### Data section
▼▼▼
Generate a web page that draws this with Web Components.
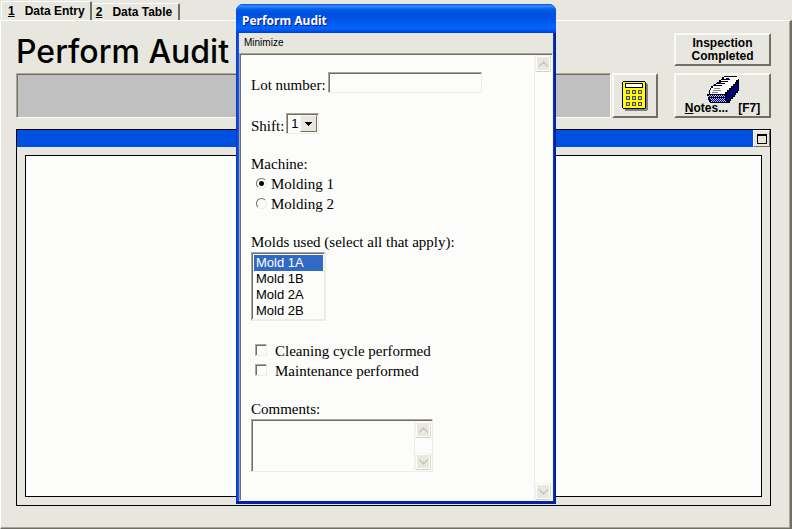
▲▲▲
▼▼▼
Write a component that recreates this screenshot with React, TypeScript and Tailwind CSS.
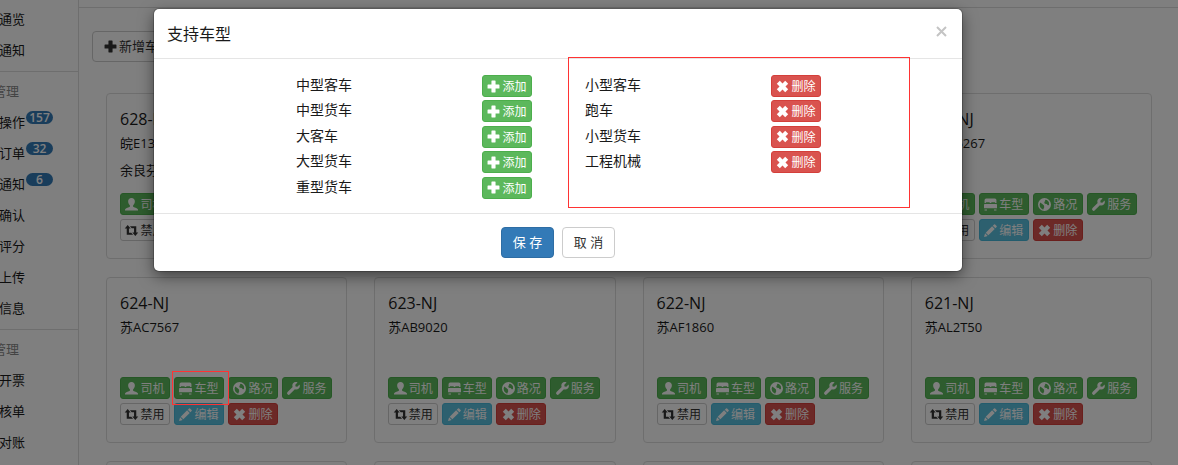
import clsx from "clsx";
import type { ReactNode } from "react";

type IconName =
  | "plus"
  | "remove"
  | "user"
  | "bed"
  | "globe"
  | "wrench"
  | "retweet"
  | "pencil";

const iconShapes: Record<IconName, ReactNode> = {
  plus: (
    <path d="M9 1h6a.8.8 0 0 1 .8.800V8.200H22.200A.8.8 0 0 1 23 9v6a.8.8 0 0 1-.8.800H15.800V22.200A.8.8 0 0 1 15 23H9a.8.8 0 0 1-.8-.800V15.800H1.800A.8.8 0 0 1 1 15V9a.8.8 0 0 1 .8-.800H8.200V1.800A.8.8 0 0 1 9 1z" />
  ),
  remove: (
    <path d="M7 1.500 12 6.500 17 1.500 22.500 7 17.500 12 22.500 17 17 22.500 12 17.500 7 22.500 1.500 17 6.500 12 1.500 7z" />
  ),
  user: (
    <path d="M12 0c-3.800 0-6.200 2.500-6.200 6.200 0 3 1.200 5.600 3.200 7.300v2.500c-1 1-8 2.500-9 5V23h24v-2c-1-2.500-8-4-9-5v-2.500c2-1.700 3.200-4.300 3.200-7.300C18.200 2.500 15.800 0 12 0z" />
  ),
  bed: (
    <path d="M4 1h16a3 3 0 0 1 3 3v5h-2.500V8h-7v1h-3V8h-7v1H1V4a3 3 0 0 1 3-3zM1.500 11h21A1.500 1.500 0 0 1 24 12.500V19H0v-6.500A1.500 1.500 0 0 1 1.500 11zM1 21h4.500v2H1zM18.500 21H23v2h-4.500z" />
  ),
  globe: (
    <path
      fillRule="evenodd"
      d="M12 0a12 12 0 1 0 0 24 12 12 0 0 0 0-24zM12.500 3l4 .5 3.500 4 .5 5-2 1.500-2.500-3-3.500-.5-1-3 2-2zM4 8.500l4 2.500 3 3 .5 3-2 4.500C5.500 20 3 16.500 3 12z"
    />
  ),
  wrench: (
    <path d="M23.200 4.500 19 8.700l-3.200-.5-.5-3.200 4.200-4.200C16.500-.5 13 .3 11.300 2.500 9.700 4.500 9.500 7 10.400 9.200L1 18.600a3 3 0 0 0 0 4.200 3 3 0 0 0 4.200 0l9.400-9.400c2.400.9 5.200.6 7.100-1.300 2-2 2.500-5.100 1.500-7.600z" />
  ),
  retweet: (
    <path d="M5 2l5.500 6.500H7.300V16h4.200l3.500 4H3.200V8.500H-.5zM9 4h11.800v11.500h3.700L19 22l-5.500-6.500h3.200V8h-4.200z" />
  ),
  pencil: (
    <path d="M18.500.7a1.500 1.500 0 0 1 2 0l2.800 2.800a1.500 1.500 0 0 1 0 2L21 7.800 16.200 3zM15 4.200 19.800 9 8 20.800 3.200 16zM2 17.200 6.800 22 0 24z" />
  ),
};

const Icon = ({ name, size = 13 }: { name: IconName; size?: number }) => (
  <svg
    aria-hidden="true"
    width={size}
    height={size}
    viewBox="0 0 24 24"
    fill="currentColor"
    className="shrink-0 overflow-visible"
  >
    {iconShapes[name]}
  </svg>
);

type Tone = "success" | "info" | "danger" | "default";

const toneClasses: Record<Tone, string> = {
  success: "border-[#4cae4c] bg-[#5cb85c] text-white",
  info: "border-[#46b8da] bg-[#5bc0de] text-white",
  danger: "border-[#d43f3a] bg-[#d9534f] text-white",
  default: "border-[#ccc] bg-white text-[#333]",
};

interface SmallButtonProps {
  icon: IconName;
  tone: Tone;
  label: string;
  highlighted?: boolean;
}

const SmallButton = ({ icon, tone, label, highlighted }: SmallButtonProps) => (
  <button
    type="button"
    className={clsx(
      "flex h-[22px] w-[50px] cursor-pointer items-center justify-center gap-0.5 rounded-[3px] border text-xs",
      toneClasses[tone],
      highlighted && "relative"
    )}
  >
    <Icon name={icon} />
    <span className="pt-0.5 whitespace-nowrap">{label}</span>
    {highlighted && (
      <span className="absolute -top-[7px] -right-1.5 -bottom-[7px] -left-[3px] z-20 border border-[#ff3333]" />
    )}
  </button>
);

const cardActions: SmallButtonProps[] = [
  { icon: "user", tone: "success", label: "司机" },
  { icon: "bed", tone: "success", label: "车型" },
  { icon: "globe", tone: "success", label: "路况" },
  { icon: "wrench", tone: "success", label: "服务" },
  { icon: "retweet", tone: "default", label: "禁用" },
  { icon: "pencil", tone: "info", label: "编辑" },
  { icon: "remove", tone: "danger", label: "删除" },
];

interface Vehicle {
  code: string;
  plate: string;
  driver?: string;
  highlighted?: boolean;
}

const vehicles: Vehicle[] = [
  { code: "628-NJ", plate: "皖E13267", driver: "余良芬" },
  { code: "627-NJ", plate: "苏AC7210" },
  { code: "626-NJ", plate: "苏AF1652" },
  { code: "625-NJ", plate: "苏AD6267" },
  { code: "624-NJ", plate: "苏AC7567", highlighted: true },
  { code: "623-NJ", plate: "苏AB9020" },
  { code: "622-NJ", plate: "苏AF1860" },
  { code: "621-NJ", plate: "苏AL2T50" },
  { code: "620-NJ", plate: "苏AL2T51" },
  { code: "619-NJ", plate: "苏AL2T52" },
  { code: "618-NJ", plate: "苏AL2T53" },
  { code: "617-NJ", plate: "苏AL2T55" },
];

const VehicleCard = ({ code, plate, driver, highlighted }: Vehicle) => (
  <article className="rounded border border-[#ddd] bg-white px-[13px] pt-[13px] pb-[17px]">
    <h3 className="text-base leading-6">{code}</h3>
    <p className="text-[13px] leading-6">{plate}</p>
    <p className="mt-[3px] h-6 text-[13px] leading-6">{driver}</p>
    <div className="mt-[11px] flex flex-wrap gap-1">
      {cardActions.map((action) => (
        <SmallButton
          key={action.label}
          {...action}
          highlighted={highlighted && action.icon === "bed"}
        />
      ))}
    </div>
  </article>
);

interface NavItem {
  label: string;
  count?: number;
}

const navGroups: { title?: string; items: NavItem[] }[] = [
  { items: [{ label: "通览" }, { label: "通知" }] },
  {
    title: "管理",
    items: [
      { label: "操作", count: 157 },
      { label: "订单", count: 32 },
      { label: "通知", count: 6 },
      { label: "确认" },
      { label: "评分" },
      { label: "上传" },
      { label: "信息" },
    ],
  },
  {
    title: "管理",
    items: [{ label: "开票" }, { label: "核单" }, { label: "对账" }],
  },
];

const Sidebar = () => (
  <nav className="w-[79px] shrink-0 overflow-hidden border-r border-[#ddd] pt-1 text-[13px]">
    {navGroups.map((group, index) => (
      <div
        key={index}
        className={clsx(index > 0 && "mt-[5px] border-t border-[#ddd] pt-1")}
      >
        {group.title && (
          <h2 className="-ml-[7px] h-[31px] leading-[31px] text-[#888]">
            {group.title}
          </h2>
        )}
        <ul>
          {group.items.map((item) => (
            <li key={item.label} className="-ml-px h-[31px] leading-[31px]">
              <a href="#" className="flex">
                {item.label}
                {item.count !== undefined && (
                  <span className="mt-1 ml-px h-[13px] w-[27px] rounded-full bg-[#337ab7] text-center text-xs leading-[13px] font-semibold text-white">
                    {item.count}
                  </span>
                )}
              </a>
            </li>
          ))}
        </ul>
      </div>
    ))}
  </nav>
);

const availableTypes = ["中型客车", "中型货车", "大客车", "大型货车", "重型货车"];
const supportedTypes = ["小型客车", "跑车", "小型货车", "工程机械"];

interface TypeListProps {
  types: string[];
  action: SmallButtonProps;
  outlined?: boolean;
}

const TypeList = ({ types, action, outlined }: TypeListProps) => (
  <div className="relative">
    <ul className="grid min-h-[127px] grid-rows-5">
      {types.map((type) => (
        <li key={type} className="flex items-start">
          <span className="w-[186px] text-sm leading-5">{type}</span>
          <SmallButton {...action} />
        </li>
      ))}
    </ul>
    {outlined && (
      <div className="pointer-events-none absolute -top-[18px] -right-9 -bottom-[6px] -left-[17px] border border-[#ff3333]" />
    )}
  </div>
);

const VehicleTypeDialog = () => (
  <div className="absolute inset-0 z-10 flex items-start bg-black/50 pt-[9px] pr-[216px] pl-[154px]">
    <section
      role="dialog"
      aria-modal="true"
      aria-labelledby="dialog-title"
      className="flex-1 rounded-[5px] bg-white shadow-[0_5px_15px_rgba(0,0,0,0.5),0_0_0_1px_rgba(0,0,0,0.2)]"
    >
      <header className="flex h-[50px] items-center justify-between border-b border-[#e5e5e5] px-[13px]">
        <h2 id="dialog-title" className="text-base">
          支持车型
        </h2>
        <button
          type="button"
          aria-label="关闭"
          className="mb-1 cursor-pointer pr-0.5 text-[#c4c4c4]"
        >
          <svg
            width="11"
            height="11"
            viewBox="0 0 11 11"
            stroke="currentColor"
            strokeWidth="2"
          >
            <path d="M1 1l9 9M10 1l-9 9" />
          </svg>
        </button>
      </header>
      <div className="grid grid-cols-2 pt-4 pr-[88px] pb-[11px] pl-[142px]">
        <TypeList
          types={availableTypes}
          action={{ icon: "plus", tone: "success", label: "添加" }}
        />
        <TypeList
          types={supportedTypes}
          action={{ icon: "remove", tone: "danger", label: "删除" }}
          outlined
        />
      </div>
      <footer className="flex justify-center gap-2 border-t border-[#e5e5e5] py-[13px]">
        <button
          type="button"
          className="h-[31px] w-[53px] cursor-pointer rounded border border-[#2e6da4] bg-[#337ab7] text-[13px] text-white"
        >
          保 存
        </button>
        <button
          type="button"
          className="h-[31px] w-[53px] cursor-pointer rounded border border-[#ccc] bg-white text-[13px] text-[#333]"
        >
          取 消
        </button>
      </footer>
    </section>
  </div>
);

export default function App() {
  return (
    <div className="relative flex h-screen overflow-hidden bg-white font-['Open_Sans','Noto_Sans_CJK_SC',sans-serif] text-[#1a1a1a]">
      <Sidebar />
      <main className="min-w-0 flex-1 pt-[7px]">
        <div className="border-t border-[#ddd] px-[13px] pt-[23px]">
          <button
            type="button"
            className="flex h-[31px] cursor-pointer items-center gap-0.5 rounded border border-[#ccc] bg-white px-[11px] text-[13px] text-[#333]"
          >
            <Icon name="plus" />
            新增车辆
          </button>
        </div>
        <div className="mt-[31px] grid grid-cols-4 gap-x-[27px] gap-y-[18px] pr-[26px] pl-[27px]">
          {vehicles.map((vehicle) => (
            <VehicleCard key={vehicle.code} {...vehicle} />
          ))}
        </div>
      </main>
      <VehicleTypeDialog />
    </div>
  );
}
▲▲▲
▼▼▼
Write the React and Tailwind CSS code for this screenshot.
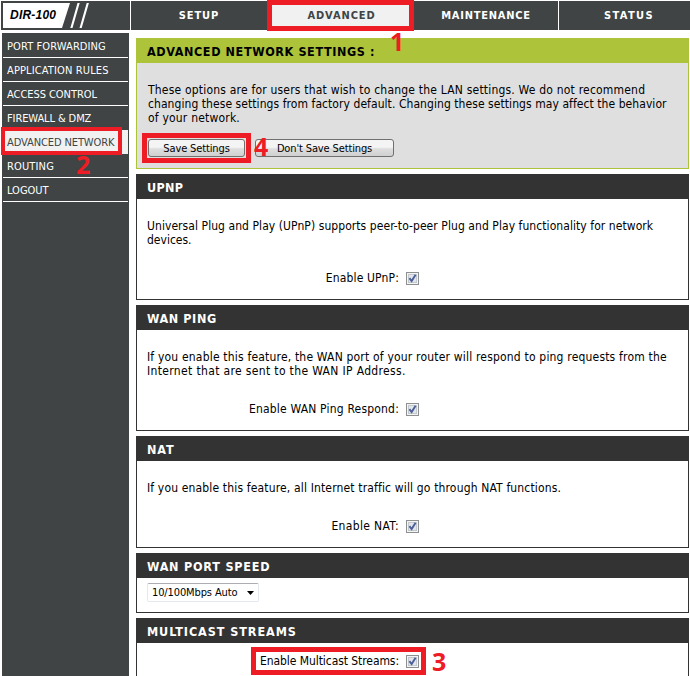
▲▲▲
### Work to be completed
Gather every line from the listing above in which "with" appears, and copy those lines.

### Result for this task
Generate a web page that draws this with Web Components.
Write a component that recreates this screenshot with React, TypeScript and Tailwind CSS.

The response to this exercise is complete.